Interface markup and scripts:
····················
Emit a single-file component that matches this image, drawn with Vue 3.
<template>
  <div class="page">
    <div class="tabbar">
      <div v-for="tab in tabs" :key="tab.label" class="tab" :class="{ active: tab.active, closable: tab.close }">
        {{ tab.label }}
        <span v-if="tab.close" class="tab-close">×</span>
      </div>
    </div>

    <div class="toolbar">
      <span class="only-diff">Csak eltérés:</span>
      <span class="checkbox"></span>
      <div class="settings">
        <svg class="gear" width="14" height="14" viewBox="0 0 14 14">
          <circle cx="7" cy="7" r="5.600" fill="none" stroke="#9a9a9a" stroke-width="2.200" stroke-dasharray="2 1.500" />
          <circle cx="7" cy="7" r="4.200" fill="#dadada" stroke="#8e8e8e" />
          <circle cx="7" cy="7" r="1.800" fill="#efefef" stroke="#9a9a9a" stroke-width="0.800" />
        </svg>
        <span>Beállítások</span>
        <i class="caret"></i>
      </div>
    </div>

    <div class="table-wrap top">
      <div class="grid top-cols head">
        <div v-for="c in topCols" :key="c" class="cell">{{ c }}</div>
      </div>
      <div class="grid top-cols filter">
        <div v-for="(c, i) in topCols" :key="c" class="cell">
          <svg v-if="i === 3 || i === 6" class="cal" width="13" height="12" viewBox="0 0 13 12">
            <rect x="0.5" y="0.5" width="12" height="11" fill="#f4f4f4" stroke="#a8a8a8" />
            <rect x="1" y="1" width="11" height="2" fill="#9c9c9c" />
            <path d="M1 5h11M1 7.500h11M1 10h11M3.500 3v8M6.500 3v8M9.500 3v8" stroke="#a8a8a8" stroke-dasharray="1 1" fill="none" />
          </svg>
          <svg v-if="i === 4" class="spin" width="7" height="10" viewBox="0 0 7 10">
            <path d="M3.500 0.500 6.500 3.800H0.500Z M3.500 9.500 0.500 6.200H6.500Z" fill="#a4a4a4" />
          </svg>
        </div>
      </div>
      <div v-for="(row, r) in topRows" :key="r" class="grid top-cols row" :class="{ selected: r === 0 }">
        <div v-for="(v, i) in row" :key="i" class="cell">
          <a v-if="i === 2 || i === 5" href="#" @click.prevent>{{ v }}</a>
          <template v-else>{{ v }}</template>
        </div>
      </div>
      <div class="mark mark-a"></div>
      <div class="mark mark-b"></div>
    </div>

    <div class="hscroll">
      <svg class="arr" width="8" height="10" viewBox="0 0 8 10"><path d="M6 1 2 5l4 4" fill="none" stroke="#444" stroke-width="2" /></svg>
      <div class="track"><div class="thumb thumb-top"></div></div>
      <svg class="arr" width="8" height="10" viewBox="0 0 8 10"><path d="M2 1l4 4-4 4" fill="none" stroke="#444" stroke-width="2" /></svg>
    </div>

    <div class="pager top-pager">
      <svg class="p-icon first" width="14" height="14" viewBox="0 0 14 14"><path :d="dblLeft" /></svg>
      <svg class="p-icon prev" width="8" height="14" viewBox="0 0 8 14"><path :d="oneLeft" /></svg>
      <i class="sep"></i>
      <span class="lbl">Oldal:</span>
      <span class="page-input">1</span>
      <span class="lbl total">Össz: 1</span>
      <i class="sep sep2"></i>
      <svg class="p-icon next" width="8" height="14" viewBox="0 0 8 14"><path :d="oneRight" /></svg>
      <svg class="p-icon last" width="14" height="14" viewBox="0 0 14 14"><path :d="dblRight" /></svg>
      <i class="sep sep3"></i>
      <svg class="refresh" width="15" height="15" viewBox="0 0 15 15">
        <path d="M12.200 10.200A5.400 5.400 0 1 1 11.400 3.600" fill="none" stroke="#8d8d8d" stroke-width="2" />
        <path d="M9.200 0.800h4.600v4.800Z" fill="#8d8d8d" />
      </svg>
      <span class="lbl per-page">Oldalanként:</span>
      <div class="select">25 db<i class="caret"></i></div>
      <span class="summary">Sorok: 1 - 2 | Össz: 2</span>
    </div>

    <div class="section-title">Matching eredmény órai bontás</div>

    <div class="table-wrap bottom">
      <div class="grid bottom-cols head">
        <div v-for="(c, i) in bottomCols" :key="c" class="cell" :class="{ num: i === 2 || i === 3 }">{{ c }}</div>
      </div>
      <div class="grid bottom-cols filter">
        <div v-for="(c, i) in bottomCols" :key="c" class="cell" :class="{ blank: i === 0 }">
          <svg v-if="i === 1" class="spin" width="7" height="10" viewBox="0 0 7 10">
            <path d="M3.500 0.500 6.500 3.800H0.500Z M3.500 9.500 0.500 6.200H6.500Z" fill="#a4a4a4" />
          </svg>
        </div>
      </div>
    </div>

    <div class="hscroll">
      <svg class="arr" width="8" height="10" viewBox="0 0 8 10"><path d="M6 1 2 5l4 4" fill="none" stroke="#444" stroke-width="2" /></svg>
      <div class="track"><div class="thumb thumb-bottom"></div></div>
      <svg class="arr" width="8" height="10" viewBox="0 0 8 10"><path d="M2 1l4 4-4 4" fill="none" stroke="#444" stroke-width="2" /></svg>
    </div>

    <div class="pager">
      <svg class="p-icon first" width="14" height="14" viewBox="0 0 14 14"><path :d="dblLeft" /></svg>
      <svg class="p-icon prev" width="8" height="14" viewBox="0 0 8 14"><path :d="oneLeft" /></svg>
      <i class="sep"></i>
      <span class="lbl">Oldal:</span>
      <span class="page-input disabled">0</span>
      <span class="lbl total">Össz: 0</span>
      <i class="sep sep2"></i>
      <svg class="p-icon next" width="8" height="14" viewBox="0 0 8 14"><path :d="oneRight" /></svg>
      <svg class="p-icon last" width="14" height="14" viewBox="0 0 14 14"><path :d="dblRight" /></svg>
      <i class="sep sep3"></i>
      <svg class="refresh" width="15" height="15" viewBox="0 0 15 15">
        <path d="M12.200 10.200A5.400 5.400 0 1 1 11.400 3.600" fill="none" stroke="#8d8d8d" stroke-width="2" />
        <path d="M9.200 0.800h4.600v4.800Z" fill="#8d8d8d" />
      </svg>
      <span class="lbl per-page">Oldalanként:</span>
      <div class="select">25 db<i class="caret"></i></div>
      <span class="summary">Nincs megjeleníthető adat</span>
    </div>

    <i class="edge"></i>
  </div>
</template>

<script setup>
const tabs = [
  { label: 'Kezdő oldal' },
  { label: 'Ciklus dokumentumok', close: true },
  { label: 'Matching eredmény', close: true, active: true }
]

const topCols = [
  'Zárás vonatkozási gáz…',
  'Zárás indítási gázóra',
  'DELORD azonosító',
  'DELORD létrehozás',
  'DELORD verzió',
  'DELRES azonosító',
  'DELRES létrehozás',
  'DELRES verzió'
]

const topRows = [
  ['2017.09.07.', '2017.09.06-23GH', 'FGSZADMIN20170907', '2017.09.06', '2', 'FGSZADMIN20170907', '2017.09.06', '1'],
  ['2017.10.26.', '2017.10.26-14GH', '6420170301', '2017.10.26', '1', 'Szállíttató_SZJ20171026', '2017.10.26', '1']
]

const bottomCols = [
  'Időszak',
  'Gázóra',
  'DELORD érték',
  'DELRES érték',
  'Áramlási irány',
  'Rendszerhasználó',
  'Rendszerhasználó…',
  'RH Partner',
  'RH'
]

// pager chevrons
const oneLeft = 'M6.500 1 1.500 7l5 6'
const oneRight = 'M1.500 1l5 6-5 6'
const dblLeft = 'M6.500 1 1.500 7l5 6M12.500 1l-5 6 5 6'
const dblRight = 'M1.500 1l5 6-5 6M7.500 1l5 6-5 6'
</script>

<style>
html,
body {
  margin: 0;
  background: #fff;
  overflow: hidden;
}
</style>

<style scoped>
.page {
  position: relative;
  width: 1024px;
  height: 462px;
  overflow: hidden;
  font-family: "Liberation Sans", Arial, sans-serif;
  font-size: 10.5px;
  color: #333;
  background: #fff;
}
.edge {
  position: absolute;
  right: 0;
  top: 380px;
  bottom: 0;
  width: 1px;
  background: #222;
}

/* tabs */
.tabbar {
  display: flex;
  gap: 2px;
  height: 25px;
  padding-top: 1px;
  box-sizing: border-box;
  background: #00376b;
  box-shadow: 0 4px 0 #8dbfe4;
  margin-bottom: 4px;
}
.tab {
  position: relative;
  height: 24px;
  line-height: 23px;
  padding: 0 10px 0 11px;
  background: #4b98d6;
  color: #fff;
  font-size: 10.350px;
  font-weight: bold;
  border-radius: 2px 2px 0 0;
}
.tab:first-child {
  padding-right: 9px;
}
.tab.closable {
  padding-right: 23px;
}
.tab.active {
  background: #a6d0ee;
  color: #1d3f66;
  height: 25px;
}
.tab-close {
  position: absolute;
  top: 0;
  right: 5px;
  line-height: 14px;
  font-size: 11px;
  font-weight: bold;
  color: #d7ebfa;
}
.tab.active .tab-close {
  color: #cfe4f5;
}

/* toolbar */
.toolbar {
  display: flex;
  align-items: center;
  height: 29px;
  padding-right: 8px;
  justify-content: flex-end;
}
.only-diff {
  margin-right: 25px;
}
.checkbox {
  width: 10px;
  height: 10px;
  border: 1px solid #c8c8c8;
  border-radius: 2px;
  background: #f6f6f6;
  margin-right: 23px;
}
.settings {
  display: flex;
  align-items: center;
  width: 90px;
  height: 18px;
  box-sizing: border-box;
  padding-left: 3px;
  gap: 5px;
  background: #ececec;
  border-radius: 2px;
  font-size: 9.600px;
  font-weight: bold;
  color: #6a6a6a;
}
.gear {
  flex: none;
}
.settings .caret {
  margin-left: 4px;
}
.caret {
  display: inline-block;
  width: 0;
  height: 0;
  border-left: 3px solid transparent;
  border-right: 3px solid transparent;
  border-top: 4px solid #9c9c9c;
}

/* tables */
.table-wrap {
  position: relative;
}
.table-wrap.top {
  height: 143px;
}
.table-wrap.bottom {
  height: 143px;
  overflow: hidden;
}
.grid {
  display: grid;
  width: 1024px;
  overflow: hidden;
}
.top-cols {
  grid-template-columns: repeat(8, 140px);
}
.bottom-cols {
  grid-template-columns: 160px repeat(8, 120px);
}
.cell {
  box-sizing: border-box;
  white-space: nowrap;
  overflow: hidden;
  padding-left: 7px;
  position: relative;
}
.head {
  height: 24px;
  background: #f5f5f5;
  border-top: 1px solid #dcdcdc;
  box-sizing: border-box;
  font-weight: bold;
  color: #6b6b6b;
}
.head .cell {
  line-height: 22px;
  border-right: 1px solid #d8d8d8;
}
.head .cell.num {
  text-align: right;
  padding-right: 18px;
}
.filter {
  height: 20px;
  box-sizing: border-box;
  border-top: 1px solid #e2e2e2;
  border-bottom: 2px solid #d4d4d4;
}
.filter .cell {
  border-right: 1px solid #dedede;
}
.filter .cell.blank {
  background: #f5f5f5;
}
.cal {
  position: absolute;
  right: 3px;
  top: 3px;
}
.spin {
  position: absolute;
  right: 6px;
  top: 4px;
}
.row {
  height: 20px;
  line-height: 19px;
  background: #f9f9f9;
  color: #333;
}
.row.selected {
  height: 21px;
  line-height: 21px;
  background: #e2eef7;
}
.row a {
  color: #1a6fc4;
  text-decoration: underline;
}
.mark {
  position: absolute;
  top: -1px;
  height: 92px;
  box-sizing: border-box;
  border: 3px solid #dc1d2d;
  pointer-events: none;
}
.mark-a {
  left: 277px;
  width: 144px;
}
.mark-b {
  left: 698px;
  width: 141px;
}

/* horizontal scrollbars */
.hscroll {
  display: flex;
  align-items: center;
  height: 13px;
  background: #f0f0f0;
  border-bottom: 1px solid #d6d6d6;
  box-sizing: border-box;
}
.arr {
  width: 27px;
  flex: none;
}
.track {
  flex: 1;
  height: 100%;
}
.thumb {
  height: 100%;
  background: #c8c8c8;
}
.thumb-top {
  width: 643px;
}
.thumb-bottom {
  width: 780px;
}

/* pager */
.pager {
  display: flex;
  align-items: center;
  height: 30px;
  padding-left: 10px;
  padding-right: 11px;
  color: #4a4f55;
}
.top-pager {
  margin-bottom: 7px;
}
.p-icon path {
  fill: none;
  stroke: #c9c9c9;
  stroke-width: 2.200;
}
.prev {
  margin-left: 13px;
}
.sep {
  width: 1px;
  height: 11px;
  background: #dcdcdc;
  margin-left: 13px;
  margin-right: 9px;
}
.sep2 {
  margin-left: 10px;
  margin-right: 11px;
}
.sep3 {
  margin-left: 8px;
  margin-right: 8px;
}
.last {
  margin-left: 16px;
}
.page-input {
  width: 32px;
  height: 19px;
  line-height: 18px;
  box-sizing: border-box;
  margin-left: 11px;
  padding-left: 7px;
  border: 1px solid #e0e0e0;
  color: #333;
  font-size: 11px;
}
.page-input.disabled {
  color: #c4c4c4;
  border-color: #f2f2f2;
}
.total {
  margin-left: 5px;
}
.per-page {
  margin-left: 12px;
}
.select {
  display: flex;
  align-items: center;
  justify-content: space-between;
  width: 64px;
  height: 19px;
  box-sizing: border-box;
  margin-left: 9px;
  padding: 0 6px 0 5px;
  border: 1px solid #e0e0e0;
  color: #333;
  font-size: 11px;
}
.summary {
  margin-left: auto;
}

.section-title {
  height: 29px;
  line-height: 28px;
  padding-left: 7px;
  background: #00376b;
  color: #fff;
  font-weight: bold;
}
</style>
····················
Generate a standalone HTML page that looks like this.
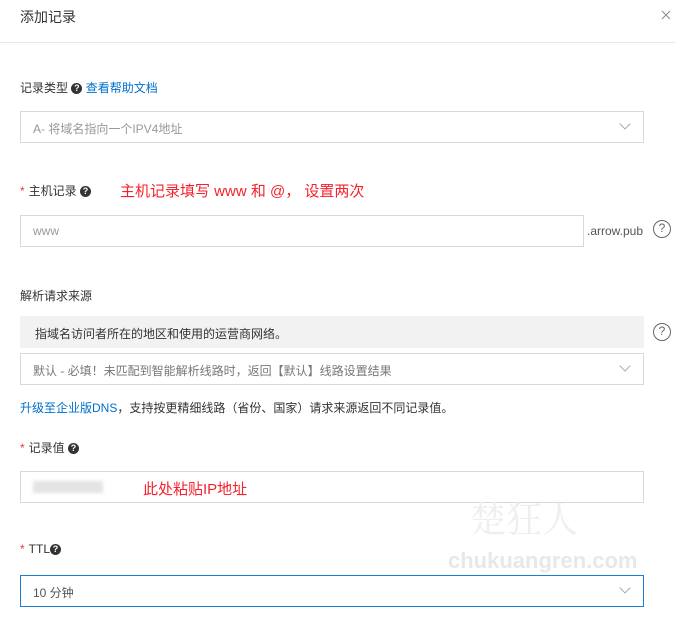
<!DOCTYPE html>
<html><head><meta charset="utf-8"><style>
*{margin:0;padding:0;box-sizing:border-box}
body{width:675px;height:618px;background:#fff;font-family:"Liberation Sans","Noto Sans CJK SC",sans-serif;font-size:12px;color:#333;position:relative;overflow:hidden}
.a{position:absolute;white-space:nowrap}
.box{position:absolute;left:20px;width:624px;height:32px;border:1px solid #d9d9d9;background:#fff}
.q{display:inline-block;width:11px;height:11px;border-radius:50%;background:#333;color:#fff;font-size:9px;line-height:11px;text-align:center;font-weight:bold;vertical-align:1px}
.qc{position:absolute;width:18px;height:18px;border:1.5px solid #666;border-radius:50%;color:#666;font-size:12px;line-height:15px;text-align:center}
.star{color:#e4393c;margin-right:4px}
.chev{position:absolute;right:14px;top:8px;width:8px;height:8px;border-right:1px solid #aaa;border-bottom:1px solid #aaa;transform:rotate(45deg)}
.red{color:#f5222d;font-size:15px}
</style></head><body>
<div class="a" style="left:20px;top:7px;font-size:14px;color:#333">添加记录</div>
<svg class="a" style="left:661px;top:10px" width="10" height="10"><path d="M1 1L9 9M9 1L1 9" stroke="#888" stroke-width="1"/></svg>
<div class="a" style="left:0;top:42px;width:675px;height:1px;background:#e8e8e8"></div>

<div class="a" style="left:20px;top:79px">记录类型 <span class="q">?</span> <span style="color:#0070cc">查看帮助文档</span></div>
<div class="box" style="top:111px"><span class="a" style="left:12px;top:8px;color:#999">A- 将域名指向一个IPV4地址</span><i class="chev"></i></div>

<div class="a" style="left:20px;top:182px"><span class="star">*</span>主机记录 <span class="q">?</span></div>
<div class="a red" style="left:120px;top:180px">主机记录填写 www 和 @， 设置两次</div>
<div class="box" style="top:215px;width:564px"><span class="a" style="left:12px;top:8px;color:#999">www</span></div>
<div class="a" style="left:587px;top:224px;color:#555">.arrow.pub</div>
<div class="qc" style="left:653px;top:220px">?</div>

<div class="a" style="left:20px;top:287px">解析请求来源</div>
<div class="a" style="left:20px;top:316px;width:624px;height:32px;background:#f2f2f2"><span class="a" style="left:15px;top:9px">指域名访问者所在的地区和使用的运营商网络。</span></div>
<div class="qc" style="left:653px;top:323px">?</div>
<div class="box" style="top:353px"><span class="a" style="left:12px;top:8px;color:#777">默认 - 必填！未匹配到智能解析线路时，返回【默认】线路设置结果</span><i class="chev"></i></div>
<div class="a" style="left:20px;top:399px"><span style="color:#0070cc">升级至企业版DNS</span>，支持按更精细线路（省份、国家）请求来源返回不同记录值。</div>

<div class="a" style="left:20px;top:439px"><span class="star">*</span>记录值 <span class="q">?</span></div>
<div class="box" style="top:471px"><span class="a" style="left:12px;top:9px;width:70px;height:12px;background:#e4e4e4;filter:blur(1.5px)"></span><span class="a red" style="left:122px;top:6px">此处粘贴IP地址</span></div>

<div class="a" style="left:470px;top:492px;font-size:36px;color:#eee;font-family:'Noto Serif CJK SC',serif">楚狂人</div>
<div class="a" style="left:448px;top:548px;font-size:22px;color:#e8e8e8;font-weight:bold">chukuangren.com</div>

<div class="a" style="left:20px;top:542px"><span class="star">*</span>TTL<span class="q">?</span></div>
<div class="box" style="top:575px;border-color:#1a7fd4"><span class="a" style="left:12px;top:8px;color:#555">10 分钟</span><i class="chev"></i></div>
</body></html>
····················
### BRIEF
Copy out every line from the material above in which the word "this" appears.

### EXERCISE RESULT
Emit a single-file component that matches this image, drawn with Vue 3.
Generate a standalone HTML page that looks like this.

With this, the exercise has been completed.